Vibrance Metallic (Left) and Pura Smooth (Right)

Vibrance Metallic (Left) and Pura Smooth (Right) (Click to Enlarge)

I’ve posted this double print comparison in higher resolution than normal too, so open up your browser as wide as it will go and click on the image to dive into the detail a little more.

Houwa on Vibrance Metallic

“Houwa” on Vibrance Metallic (Click to Enlarge)

Black and white shots look great, but color images are simply beautiful on this paper too, especially ones with lots of dark patches or swaths of color. Here is a shot from the Zoujouji (temple) here in Tokyo, where some people were sitting for Houwa, a kind of buddhist sermon. I know this isn’t coming across totally in the photo, and I’ve purposefully left in some reflections from my studio, but this is probably my favorite of the images I’ve printed on Vibrance Metallic so far. As I hold the print in the window light of my studio, it’s almost as though I’m back looking through the side door at the temple again, as I was of course when I shot this. There are reflections in the image too, and I think that is a point to note when looking for images to print on metallic. Water, reflections, highly dynamic images, and I also believe HDR images will work very well on Vibrance Metallic.

It is of course available in sheets as well as rolls, and with our discount code, it really won’t break the bank to give this paper a try, and I reckon that’s the only way you’re really going to be able to fully appreciate this paper, to try it for yourself. When you look at the price of the rolls of Vibrance Metallic, you might initially think that it’s much more expensive than other roll media from Breathing Color, but do note that most rolls are 40′, whereas Vibrance Metallic is 100′ long, so you get one and a half times more paper for about a 25% higher price. It’s a steel really.

Pura Smooth

The second new paper I’ve just started using from Breathing Color is their new fine art matte paper, Pura Smooth. This is a simply beautiful paper, and as excited I am about the new metallic, matte paper is probably still going to be my favorite media. Although it lacks the punch that the high gloss metallic does, Pura Smooth is a subtle, almost sublime paper. Again, here’s a photo of a print, but it will be difficult to appreciate just how beautiful this paper is without holding it in your hand.

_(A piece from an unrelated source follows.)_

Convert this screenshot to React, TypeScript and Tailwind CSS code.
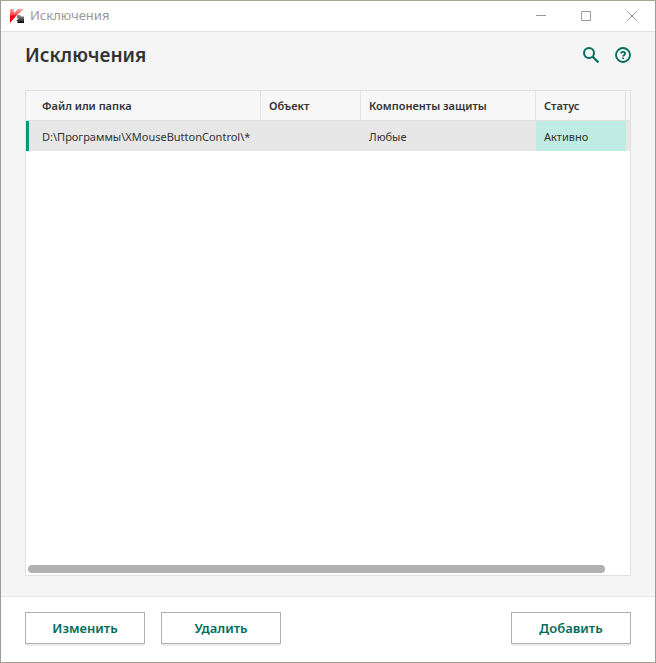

Deadvlei Trees on Pura Smooth

Deadvlei Trees on Pura Smooth (Click to Enlarge)

There used to be a time when matte papers were difficult to print on, with weak color and not very deep blacks, but those days are long gone. The color gamut of Pura Smooth is again off the chart. This was the case too with Optica One, my matte paper of choice from Breathing Color, but there is one major advantage that Pura Smooth has over Optica One, and that is that it is OBA free.

OBAs are Optical Brightening Agents, that absorb ultraviolet light that we can’t see, and emit blue/white light that makes the paper look a brighter white. This isn’t always a bad thing, and papers can still be archival certified, even if they use OBAs but they are considered to be unstable, and can break down over time, reducing the longevity of the prints, and therefore should be avoided if possible. There are other profiling concerns too, but I actually just wrote an article for a future issue of Craft & Visions PHOTOGRAPH digital magazine in which I go into more detail on all of this, so I won’t cover it here today.

Because Pura Smooth does not contain OBAs, this is part of the reason why it looks a little yellow, compared to the metallic paper, in the double black and white comparison shot that we looked at earlier. You really only notice this though, when the paper is held against a very bright white paper, or something more neutral, like Vibrance Metallic. Otherwise, the prints just have a beautiful, slightly warm tone to them, and wreak of quality.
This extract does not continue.